En général, la guerre approche quand on voit les ministres des Affaires étrangères bousculer leur emploi du temps et se précipiter en Suisse, toutes affaires cessantes. Ce week-end, c’est précisément le contraire. John Kerry a abandonné le Proche-Orient et a retrouvé Laurent Fabius à Genève où le Britannique William Hague et l’Allemand Guido Westerwelle les ont rejoints pour parler de paix. Depuis 36 heures, les agences de presse psalmodient qu’un accord historique est à portée de main avec l’Iran. Emballement médiatique et politique, en stéréo. Toujours dangereux de négocier sous la pression indiscrète des médias.

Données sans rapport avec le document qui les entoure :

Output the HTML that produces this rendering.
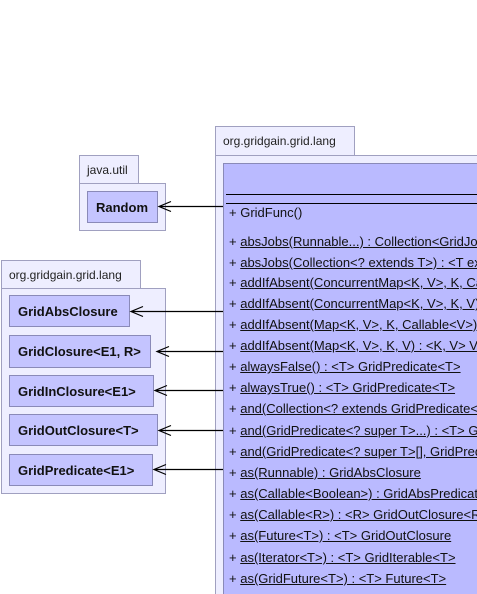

L’accord a fait long feu. Les participants se quittent en se donnant rendezvous. Les palabres qui durent depuis dix ans reprendront dans dix jours, la belle affaire ! On verra alors si les Iraniens parviennent à troquer l’abandon des centrifugeuses contre la suspension des sanctions. L’arrêt de l’enrichissement contre l’arrêt de l’appauvrissement.

En attendant, ils ont été incapables de donner à Laurent Fabius les garanties raisonnables qu’il réclamait. L’arrêt de la filière au plutonium qui n’a d’intérêt que militaire. La réduction à 5%, le niveau nécessaire aux centrales civiles, du stock d’uranium déjà enrichi à 20%. L’acceptation de visites-surprise de l’AIEA, la police nucléaire. Autant de garanties qui sont prévues par le Traité de Non-Prolifération signé par Téhéran. La négociation a surtout mis en évidence le mélange d’idéalisme et de cynisme qui semble la marque de l’administration Obama. John Kerry était prêt à sauter sur n’importe quel compromis pour satisfaire une opinion publique toujours prompte à s’enthousiasmer pour la paix. De quoi justifier le mépris dont l’ayatollah Khomeiny accablait l’Amérique et que son successeur Ali Khamenei réserve à Paris dont il dénonce « l’attitude imprudente et inepte ».